►
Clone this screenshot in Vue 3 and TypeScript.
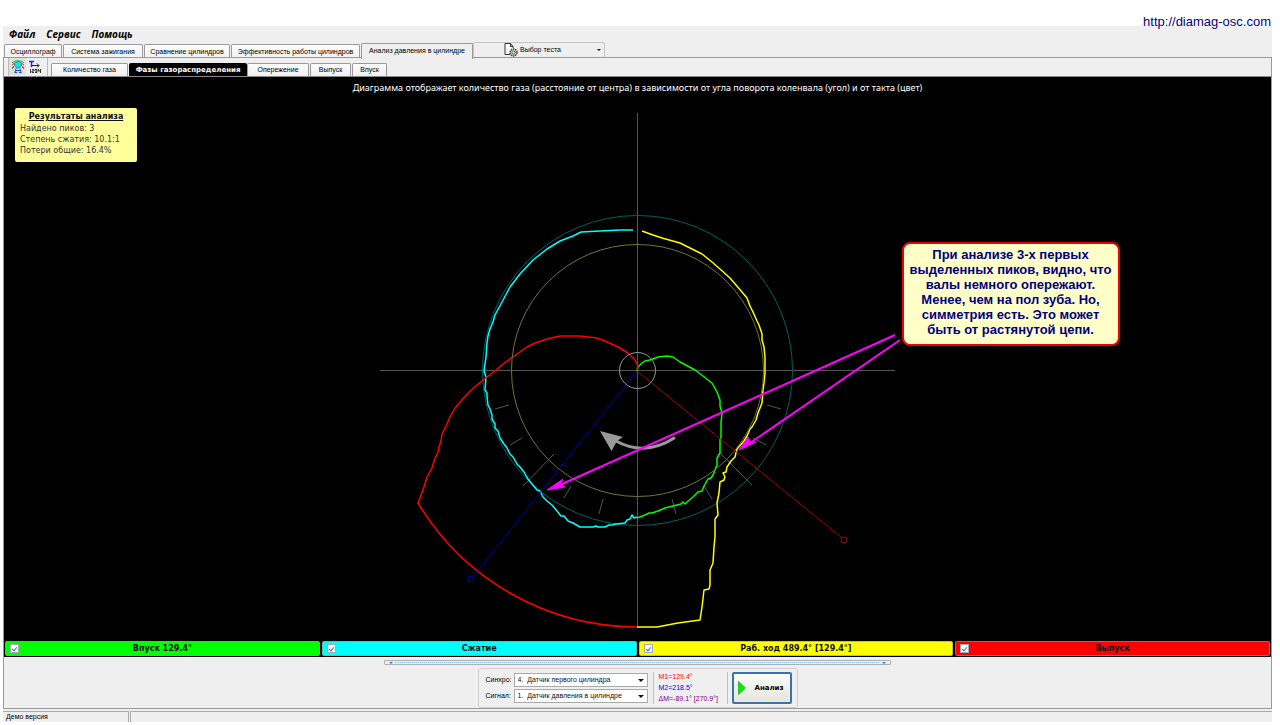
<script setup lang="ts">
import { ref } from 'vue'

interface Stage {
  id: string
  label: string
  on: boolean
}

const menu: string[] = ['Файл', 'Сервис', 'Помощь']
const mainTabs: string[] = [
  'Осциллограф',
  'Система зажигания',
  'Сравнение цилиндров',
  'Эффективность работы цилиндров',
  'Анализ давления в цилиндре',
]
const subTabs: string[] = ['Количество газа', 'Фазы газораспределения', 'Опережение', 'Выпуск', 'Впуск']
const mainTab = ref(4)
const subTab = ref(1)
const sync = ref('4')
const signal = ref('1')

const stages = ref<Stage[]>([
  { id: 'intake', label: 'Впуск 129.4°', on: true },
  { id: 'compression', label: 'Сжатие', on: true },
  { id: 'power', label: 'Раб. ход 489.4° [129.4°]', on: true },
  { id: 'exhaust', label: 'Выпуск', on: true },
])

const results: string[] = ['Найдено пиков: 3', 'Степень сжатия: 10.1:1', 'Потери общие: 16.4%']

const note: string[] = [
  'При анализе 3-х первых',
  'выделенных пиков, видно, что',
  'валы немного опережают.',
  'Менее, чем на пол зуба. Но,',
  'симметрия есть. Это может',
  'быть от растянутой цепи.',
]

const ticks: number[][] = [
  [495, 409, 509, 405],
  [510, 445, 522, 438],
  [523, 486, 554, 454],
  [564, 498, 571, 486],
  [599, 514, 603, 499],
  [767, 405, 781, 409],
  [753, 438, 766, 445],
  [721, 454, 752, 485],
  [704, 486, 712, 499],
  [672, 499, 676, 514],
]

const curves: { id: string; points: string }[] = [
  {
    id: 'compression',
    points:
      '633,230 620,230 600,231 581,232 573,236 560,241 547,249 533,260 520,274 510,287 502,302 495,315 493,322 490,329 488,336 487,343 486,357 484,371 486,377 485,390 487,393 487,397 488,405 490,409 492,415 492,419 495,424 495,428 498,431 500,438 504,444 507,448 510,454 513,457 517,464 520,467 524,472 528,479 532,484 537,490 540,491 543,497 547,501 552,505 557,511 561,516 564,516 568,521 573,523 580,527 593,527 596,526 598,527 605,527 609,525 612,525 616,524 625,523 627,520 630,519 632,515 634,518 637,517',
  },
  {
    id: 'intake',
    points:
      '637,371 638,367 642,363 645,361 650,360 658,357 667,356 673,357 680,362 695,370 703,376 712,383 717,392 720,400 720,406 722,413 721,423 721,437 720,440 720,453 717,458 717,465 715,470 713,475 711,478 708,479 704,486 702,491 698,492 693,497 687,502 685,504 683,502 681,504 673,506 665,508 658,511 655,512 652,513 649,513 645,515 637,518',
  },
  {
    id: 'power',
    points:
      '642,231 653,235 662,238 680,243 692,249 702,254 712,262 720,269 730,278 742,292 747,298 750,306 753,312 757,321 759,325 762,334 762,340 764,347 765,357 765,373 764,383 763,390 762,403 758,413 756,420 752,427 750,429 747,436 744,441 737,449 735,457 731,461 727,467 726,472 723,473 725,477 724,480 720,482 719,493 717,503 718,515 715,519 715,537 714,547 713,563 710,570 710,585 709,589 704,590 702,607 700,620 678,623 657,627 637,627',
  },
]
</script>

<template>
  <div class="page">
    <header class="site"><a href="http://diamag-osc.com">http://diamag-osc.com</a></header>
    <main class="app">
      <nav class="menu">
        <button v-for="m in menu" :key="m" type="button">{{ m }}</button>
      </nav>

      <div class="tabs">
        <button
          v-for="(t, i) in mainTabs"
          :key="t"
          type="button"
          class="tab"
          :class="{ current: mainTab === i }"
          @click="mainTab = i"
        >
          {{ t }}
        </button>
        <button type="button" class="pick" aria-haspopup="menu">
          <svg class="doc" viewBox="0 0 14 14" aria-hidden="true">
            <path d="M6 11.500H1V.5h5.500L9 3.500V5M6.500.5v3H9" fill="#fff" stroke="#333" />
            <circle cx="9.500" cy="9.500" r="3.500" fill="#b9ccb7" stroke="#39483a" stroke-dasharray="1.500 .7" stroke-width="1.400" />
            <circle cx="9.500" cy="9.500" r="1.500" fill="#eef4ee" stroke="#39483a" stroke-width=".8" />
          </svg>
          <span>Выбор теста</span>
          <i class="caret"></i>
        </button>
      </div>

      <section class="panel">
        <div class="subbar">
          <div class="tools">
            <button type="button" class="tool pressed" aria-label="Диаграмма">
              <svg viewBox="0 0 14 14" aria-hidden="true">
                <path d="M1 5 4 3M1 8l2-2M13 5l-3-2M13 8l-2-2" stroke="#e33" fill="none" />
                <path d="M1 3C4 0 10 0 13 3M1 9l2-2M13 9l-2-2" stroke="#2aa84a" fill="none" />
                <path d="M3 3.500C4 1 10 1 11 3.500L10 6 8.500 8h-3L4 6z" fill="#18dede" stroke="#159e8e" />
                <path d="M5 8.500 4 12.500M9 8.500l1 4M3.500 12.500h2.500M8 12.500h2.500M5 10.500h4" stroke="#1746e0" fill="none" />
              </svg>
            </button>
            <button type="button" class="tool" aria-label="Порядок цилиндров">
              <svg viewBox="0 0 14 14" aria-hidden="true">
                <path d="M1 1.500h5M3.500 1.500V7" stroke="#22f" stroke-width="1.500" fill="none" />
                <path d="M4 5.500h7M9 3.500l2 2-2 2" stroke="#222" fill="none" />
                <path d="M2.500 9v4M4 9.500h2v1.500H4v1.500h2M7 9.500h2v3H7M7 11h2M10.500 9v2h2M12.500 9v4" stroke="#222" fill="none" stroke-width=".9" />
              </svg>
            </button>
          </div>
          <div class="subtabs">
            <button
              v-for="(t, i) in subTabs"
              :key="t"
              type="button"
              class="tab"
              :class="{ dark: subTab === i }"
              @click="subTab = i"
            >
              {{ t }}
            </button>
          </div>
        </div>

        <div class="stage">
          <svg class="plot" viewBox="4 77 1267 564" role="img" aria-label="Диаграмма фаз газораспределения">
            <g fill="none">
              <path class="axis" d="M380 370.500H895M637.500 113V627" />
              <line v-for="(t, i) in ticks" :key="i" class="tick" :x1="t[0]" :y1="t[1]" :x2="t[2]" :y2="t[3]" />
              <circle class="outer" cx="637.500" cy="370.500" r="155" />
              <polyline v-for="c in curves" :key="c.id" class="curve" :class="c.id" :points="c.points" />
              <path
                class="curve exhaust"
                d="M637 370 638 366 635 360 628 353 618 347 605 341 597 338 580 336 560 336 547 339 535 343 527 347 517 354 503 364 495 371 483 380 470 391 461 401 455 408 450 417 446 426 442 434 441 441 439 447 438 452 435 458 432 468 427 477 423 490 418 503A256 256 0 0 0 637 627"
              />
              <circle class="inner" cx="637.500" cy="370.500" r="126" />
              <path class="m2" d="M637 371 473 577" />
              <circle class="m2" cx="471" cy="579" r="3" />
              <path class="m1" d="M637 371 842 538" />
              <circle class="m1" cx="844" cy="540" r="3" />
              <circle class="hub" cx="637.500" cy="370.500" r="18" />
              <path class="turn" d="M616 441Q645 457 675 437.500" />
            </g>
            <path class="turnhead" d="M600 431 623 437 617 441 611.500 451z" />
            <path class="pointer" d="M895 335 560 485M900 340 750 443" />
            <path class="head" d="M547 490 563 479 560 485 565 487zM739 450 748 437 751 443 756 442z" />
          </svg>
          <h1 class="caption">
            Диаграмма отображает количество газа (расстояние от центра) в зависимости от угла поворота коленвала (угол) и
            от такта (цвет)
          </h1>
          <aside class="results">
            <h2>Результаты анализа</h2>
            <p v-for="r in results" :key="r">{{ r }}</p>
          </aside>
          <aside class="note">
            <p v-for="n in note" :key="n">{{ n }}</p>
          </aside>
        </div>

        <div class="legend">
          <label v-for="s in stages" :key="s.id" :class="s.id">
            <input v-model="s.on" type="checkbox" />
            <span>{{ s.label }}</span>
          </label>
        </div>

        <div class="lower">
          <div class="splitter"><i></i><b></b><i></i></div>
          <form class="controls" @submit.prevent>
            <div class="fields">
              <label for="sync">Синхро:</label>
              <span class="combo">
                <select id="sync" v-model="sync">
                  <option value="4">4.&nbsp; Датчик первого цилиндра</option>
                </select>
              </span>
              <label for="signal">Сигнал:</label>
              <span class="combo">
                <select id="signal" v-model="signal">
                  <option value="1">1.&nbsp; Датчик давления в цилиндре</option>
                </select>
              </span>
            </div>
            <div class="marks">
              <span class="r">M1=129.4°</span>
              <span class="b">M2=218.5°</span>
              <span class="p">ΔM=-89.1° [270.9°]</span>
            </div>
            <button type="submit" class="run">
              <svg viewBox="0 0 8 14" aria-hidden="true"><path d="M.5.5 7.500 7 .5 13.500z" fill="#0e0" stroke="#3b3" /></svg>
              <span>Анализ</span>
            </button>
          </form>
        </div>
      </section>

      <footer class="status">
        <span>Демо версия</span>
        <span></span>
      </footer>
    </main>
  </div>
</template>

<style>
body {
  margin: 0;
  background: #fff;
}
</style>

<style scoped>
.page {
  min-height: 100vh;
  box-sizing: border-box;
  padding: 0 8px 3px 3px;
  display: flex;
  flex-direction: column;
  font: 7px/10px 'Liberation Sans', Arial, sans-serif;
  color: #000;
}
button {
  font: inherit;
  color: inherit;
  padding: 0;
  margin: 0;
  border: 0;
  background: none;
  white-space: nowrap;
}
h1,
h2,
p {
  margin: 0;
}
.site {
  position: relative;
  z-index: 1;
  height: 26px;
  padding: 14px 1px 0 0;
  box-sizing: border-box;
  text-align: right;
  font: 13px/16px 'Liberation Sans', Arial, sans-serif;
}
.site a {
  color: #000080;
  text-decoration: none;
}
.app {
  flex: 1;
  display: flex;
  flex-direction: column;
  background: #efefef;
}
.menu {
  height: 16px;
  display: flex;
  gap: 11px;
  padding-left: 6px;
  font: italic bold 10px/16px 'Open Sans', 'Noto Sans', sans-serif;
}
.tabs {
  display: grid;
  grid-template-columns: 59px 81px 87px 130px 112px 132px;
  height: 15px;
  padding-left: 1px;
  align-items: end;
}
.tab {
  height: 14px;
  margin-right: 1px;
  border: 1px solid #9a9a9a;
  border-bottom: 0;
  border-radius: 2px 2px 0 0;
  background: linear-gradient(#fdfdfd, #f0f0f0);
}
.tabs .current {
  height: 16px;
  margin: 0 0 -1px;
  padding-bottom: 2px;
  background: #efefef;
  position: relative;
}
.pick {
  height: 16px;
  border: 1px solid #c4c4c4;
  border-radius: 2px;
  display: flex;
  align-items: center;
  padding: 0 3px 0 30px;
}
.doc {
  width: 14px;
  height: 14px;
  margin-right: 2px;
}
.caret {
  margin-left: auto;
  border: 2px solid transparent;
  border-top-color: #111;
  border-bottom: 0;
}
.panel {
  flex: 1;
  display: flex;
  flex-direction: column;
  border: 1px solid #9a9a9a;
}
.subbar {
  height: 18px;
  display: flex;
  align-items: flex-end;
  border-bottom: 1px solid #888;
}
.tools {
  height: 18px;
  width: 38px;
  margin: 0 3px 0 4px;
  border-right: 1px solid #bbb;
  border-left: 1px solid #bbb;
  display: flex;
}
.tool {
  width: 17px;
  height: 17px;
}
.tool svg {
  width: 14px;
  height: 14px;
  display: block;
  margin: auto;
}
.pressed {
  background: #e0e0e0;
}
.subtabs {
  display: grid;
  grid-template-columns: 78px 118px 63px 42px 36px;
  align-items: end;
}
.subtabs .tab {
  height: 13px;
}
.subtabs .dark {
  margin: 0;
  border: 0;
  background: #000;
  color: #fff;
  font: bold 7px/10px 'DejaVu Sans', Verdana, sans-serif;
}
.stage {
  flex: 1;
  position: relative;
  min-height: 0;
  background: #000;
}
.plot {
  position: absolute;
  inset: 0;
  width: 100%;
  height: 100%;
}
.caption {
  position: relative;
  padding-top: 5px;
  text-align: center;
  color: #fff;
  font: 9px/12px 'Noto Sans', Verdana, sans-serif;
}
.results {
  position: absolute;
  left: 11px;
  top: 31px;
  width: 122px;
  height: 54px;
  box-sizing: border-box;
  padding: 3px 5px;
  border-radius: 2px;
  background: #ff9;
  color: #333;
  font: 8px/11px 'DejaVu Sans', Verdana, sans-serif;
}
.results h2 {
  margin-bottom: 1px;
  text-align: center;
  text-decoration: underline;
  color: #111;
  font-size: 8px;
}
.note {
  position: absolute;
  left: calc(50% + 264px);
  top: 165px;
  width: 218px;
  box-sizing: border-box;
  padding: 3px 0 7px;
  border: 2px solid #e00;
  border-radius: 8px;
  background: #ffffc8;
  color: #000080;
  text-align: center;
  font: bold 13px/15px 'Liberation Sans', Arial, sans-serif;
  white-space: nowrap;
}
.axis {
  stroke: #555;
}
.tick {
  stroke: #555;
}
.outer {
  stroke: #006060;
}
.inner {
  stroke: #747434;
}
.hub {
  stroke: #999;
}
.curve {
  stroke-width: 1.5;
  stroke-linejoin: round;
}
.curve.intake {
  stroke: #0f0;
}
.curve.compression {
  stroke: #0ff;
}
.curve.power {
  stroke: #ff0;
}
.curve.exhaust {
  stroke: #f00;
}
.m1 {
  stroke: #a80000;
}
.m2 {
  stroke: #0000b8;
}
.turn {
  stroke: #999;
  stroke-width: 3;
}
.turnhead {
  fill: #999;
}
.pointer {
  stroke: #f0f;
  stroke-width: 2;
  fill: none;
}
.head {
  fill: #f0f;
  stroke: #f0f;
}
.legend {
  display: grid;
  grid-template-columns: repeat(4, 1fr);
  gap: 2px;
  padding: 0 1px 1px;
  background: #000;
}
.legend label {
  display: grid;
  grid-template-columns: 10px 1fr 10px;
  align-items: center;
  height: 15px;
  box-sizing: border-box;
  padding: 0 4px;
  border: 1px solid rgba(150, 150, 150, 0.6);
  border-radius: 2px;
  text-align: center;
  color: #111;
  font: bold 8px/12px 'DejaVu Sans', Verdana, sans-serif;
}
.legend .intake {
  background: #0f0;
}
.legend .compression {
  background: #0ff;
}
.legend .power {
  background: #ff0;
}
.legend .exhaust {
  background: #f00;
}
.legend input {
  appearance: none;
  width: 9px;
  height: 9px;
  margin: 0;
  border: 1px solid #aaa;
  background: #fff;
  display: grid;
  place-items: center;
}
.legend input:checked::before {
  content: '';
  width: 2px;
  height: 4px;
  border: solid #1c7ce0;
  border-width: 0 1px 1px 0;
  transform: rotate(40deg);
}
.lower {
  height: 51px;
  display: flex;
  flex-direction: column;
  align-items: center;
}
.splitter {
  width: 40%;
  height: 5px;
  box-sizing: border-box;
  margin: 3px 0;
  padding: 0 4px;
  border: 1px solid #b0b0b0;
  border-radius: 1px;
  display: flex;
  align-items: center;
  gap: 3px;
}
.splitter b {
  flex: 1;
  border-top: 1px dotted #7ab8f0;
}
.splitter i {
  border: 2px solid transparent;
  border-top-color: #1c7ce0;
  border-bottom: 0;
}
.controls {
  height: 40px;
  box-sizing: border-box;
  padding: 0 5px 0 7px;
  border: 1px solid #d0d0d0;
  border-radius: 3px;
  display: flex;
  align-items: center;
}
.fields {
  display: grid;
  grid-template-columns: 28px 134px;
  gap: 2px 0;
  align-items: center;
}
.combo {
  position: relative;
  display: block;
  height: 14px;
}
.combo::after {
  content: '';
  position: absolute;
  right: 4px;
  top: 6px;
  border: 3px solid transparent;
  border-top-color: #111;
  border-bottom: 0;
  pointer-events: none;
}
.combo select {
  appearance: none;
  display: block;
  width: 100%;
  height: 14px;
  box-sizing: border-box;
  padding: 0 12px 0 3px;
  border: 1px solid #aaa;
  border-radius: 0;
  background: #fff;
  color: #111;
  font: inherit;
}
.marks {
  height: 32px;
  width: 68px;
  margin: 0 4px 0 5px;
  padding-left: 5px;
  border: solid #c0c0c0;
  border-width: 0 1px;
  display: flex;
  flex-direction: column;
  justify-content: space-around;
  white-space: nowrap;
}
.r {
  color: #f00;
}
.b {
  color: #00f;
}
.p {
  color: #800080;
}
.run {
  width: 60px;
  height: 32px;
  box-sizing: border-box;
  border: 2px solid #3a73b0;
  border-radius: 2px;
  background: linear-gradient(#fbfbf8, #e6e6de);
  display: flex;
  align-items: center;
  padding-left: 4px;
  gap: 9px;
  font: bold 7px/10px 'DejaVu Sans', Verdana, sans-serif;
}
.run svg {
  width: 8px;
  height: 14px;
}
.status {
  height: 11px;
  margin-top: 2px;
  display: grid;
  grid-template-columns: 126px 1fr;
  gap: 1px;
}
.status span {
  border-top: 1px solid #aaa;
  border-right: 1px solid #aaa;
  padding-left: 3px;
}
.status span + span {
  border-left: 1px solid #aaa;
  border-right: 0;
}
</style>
◄
Requirement:
Return only the lines from the start of the data through the line that contains "const signal = ref('1')", please, copying them exactly and omitting all pictures.

Exercise response:
Clone this screenshot in Vue 3 and TypeScript.
<script setup lang="ts">
import { ref } from 'vue'

interface Stage {
  id: string
  label: string
  on: boolean
}

const menu: string[] = ['Файл', 'Сервис', 'Помощь']
const mainTabs: string[] = [
  'Осциллограф',
  'Система зажигания',
  'Сравнение цилиндров',
  'Эффективность работы цилиндров',
  'Анализ давления в цилиндре',
]
const subTabs: string[] = ['Количество газа', 'Фазы газораспределения', 'Опережение', 'Выпуск', 'Впуск']
const mainTab = ref(4)
const subTab = ref(1)
const sync = ref('4')
const signal = ref('1')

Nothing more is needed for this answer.